The Jammu & Kashmir assembly poll was rigged, creating deep grievances among Kashmiris, laying the ground for Pakistan-sponsored insurgency in the Valley in 1989. As the bloodsoaked decade ended, violent protests against the Mandal Commission made caste as permanent a divisive force in Indian politics as religion. India in 2011 is a very different country from India in 1975. Literacy has more than doubled from 35% to 74%. GDP has leapt nine times from8.42 lakh crore to over70 lakh crore. A large middle-class has emerged. Small towns have surging populations of aspirational young men and women. The media is unrecognisable from the suffocating mediocrity of Doordarshan and All-India Radio.
It is unimaginable today that the entire Opposition can be jailed, journalists muzzled, the Constitution subverted. Today the dangers are more insidious: the nexus between big business and politicians; the proximity between senior editors and po-litical parties; the encroachment of criminal elements into electoral politics. It is this enemy within that is as dangerous today as subversive forces were during the Emergency in 1975-77. The system does not need to be subverted from outside anymore; part of the system has itself been subverted. The result: deep-rooted, institutionalised corruption and misgovernance.
The recent decision of the government to remove the CBI from the ambit of the RTI underscores an authoritarian mindset unacceptable in a democracy. And yet cynics rail against the "tyranny of the unelected and unelectable". But the tyranny of the elected - as the Election Commission (EC) will confirm - can be far greater. Nearly 25% of MPs in the Lok Sabha today face criminal charges; 74 of those MPs have serious chargesheets framed against them, including murder, kidnapping, rape and extortion.
Consider the winners in the recent assembly elections: 75 MLAs in West Bengal, 36 MLAs in Tamil Nadu, 8 MLAs in Assam and 2 MLAs in the tiny Puducherry declared in their mandatory electoral affidavits that they have "serious criminal cases pending against them including charges of murder, kidnapping and extortion." In West Bengal alone, 17 of the Congress's recently elected 42 MLAs have criminal cases pending against them.
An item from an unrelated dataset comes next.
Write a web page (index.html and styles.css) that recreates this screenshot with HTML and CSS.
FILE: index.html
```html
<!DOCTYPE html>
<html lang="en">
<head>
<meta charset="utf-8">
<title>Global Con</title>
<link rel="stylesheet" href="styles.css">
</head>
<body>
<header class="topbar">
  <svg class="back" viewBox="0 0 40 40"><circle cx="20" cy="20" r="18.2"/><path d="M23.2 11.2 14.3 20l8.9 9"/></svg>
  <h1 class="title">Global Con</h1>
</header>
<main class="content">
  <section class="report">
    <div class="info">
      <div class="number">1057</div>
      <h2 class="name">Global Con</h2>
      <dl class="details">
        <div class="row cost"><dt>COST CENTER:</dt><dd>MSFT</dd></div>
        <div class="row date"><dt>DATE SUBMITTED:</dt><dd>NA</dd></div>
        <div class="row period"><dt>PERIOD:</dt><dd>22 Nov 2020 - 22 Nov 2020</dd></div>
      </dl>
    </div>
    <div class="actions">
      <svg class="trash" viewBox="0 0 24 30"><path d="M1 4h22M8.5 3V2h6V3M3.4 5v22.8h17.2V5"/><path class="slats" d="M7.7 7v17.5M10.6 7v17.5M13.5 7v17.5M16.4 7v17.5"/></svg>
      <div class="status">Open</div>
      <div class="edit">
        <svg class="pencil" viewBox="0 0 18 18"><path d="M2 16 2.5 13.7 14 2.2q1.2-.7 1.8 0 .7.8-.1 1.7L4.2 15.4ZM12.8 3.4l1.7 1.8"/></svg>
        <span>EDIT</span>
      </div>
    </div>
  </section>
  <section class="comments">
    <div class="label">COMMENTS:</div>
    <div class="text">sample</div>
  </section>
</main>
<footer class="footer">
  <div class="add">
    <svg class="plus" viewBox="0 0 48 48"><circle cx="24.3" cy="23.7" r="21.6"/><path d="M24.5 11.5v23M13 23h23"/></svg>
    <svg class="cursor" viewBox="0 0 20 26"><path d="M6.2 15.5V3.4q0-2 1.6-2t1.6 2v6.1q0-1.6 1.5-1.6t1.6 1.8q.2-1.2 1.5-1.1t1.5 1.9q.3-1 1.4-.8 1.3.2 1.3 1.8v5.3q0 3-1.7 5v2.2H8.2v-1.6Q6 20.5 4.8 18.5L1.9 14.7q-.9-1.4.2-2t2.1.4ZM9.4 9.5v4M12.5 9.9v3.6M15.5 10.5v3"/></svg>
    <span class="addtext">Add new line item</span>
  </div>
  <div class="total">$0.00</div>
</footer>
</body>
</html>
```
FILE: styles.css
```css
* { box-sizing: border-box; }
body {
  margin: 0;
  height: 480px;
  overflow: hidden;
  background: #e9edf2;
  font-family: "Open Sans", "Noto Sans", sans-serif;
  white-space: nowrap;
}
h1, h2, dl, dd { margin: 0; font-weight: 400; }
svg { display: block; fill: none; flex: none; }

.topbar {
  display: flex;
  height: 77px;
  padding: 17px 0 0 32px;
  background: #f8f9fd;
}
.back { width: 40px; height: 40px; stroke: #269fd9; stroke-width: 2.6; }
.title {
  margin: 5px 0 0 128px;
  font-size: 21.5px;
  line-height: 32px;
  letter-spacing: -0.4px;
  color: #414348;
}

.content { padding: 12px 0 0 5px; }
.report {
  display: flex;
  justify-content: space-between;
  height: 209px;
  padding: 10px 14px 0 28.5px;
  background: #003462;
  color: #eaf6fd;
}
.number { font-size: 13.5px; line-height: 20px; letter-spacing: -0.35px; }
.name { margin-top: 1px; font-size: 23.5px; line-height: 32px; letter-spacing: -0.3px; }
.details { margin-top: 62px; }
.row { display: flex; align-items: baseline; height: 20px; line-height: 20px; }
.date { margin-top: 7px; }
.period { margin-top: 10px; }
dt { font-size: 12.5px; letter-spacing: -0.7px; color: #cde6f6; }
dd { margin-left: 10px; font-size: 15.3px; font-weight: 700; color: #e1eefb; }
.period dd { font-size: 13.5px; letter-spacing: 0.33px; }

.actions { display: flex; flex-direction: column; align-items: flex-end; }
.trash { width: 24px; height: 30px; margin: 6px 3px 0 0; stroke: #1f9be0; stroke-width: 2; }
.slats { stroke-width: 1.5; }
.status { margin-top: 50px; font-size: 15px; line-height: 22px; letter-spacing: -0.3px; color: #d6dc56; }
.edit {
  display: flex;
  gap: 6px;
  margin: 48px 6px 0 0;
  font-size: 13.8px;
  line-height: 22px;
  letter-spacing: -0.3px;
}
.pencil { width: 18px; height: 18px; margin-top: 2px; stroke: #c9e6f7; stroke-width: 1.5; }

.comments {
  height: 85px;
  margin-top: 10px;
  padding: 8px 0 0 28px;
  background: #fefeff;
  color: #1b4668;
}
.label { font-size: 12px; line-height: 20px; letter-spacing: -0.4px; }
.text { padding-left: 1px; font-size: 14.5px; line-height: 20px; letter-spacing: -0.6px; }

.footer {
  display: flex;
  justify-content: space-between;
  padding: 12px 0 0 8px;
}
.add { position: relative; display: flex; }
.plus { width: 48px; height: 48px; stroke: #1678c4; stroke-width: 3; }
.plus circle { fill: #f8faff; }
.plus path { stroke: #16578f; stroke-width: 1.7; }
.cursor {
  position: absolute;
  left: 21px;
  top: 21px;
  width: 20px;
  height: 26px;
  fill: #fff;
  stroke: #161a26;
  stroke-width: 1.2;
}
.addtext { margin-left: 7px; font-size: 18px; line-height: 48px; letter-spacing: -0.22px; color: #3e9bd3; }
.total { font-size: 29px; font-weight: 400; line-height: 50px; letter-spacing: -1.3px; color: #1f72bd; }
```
Who does the voter elect when the choice in her constituency is between five criminals from five political parties? Is this not the tyranny of the elected? It doesn't end there: the EC has placed a cap on election expenditure of .Rs 40 lakh per Lok Sabha candidate. In reality, candidates from major political parties spend an average of .Rs 10 crore each - mostly in cash - per election. Is that the price to become "electable"? The second argument advanced by the government and fired off compromised media shoulders is that in the Westminster system Parliament is supreme.Of course it is - but only insofar as Parliament itself represents the sovereign will of the people on which the Constitution itself is based. The peoples' collective will is thus supreme.
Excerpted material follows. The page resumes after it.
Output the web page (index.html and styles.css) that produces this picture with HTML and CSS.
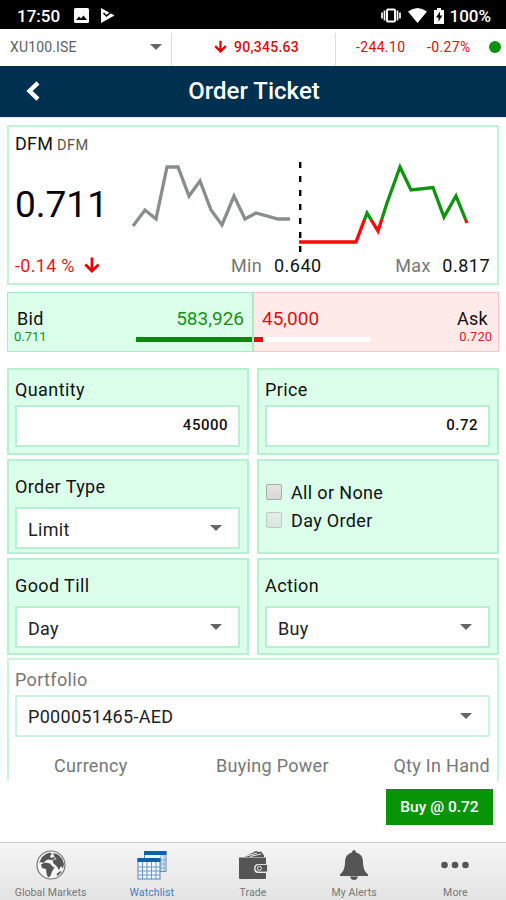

Parliament is answerable to that will. To demand the highest standard of integrity of our parliamentarians is the absolute right of the citizen and the absolute obligation of the state. Tellingly, the infamous 42nd Amendment to the Constitution during the Emergency laid out only the duty of citizens. Citizens today rightly want to lay out the duties of the state through reformist legislation.
Cynics say democracy will be undermined and voters demeaned if activists demand timebound legislation against corruption, black money and other ills. Such pressure does not undermine democracy. It strengthens it. The UPA government labels anti-corruption activists sympathisers of the BJP. In the 2009 Lok Sabha election, the BJP won 18.80% national voteshare to the Congress's 28.55%. Out of 714 million eligible voters, the turnout was 59.70% nationally - and out of the 426 million Indians who voted in 2009, 78.43 million voted for the BJP.
Employing specious innuendo to disparage both anti-corruption activists and the principal opposition party, which represents nearly a fifth of the country's electorate in Parliament, is offensive. Thirty-six years after the Emergency was declared, it is this mindset that undermines Indian democracy and demeans Indian voters.